The Head on the Door is the sound and the look of the Cure coming into their own. They would continue to evolve because they don’t know how to stay still; The Cure are restless and relentless shape-shifters. But with The Head on the Door, they reached a wider audience, cultivating a more accessible pop sensibility while infusing surrealistic seasonings to satisfy their hardcore base. Robert Smith said with The Head on the Door that he intended to make pop music in the style of “Strawberry Fields”, and he succeeded. The Cure, after all, have often been tagged the “The Alternative Beatles.”
By 1986, The Head on the Door had sold 250,000 copies, far exceeding the 50,000 or so average of previous records.
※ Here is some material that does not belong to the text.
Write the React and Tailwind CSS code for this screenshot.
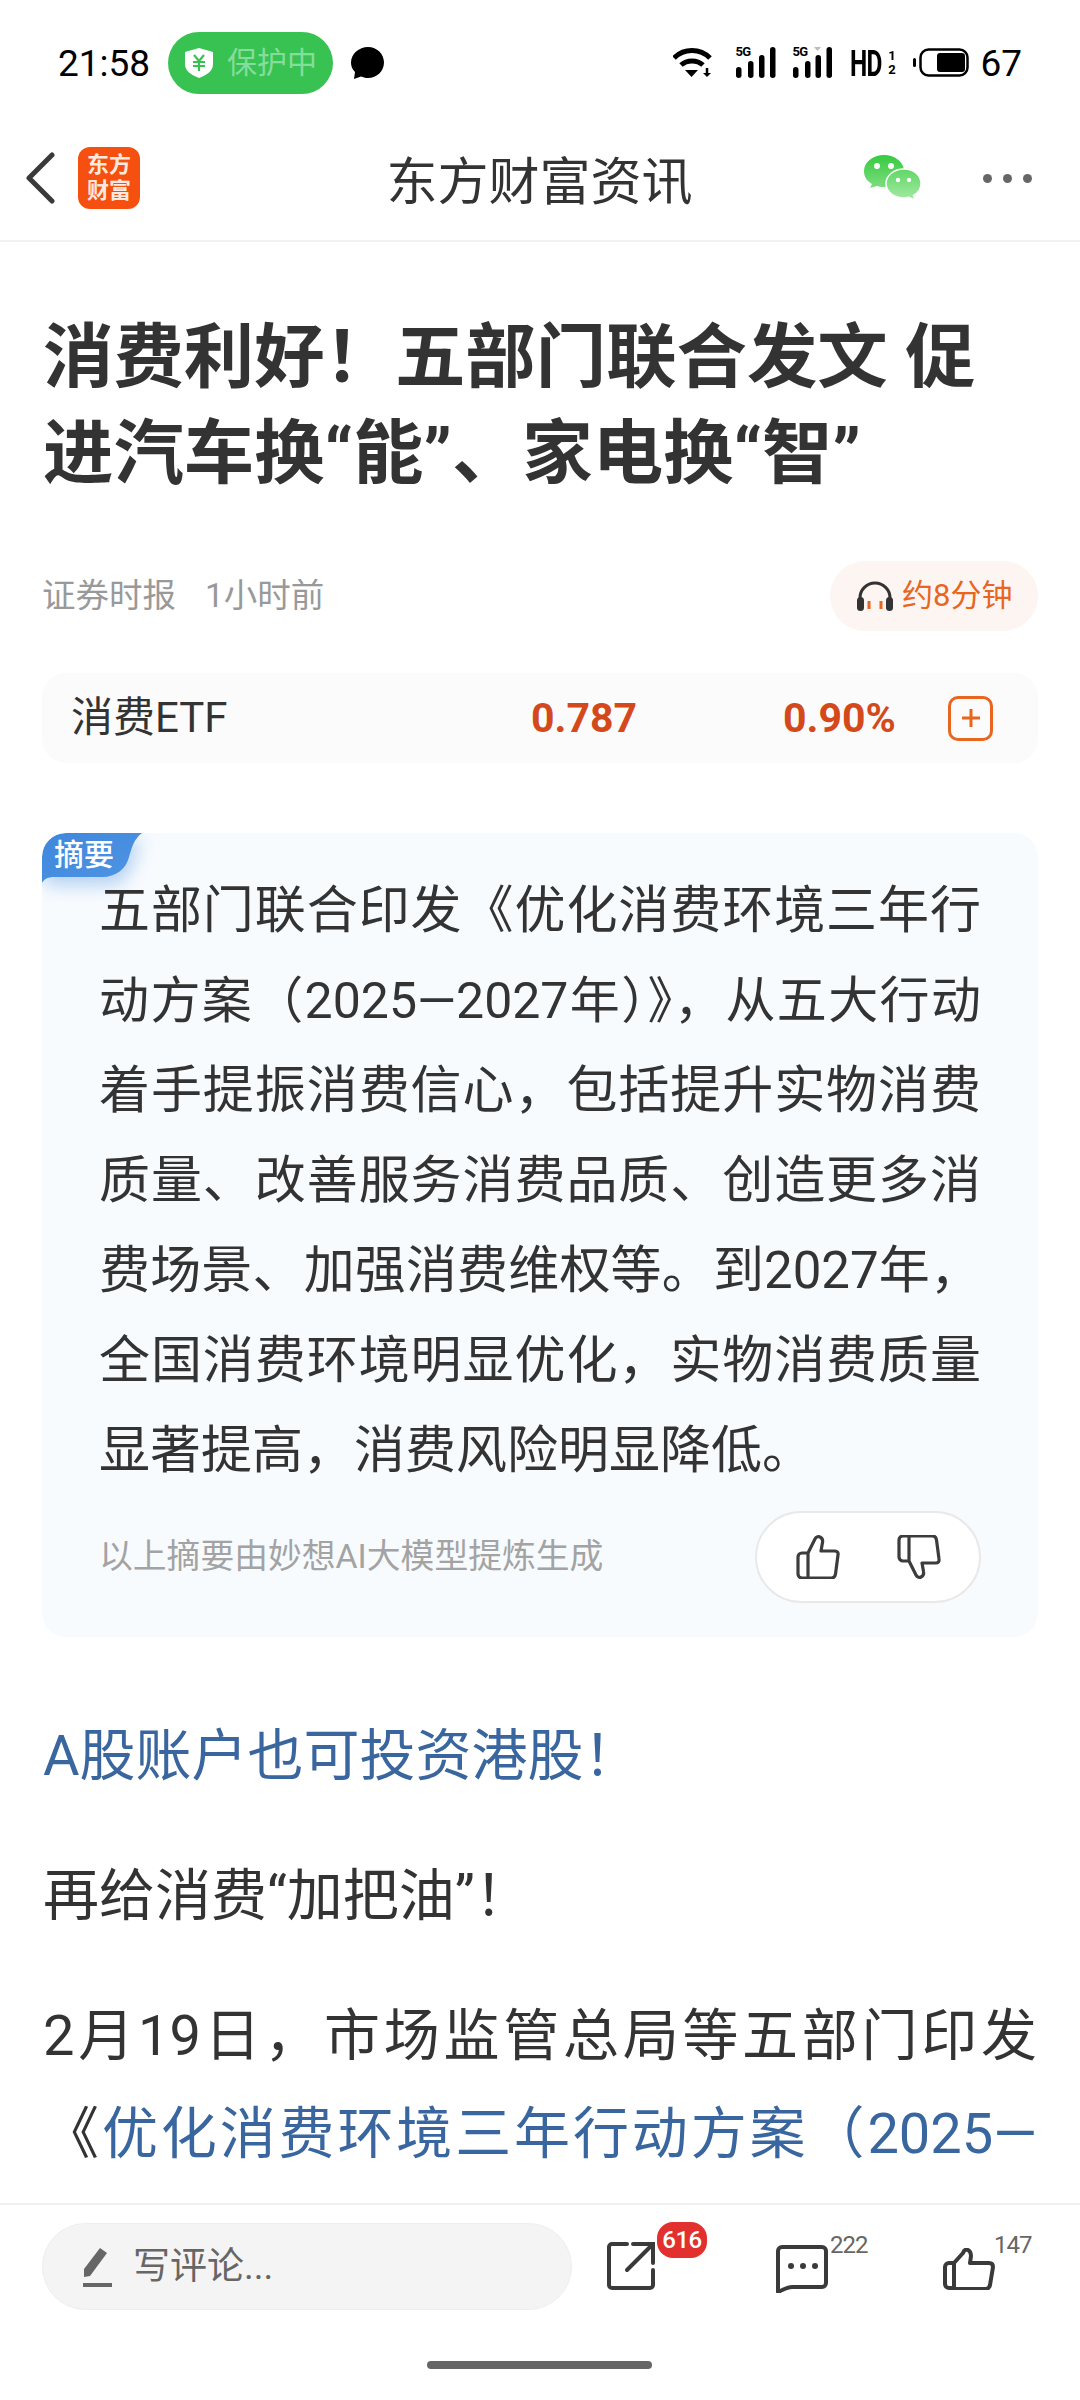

Melody Maker named it their Album of the Year, and “Inbetween Days” was the first single of the Cure that appeared on the US Pop Charts, peaking at number 99. Just four years after The Head on the Door, the Cure would be playing to 50,000 people upon the release of Disintegration, their best-selling record.
However, The Head on the Door was the album that started it all: It inaugurated the Cure’s ascent into arena stratospheres. With the help of Tim Pope, the Cure would finally become the MTV darlings they were destined to be, flaunting their darkly whimsical musical persona like a surrealist painting come to life.